Beyond Blue Chips: What NRIs Get Wrong About Investing in India
For many NRIs, investing in India means sticking to large, familiar names. That instinct isn’t irrational. But it may be quietly expensive.
Mid and small-cap companies have outpaced large caps by a margin that compounds meaningfully over time. The trade-off is real: they swing harder in both directions. That volatility isn’t a bug — it’s the mechanism through which the returns are earned.
Before going further, one honest question: how much discomfort can you actually sit with — not in theory, but when your portfolio is down 35% and the news is grim?
NRIs carry a complexity most domestic investors don’t. You’re managing money across two countries, two currencies, and often two sets of financial obligations. When markets turn volatile, that pressure compounds. Large caps won’t make you rich quickly, but they hold up. Sometimes that’s exactly what you need.
But if your horizon is long and your finances are stable, the broader India growth story isn’t being written by its ten largest companies but by aggressively growing small and mid cap companies.

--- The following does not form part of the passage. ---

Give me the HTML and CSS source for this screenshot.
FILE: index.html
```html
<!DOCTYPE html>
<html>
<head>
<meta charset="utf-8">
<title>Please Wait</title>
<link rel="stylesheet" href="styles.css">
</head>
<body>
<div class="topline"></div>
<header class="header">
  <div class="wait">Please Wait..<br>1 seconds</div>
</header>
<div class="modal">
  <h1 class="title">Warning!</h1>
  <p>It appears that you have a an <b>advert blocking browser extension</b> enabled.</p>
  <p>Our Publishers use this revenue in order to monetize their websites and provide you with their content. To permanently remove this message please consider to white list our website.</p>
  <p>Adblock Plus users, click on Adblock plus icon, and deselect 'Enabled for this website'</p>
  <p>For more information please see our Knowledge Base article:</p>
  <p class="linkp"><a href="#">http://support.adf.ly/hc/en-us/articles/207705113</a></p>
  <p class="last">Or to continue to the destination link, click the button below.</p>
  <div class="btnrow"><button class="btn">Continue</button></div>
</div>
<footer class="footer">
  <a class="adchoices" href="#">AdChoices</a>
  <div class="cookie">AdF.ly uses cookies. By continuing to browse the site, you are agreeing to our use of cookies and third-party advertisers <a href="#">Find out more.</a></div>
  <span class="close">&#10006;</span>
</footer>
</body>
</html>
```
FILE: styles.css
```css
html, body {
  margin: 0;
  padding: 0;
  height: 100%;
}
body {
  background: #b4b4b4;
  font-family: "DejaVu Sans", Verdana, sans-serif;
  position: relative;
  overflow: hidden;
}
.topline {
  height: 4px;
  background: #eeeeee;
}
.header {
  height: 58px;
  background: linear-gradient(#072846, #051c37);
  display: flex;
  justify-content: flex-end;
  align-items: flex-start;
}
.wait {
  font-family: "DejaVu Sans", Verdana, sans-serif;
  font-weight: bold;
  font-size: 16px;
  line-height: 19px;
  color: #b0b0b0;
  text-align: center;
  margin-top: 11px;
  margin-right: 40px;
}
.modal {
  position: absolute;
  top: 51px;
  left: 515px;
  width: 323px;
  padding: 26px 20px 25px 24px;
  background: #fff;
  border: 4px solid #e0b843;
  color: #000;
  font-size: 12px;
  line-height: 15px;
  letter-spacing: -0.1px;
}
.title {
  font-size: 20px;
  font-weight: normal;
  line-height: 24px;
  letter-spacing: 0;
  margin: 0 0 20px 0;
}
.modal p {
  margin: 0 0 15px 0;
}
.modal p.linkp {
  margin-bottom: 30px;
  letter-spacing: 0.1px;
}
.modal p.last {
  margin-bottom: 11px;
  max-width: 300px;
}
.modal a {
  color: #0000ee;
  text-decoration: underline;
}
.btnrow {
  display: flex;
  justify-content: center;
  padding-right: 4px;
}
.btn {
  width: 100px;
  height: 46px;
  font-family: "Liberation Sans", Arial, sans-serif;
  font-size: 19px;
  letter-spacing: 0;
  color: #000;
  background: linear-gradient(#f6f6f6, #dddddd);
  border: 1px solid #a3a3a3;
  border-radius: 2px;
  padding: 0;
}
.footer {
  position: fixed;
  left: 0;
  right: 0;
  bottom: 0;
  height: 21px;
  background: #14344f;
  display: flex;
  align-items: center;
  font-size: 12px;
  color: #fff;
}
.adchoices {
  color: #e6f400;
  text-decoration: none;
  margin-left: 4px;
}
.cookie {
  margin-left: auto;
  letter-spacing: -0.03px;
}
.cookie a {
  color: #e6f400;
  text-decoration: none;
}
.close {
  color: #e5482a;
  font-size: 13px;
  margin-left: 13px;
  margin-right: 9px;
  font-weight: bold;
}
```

The real mistake is behavioral — chasing these stocks after a strong run, then abandoning them in a correction. That sequence captures the volatility perfectly, while missing the returns entirely.
Own both. Rebalance with discipline. Let your actual risk tolerance — not your aspirational one — determine the mix. India rewards patient capital. The investors who do well here are rarely the ones who picked the right stocks. They’re the ones who stayed.
– Shiva Duvvuru, CPA • Founder, Tax Circle Inc.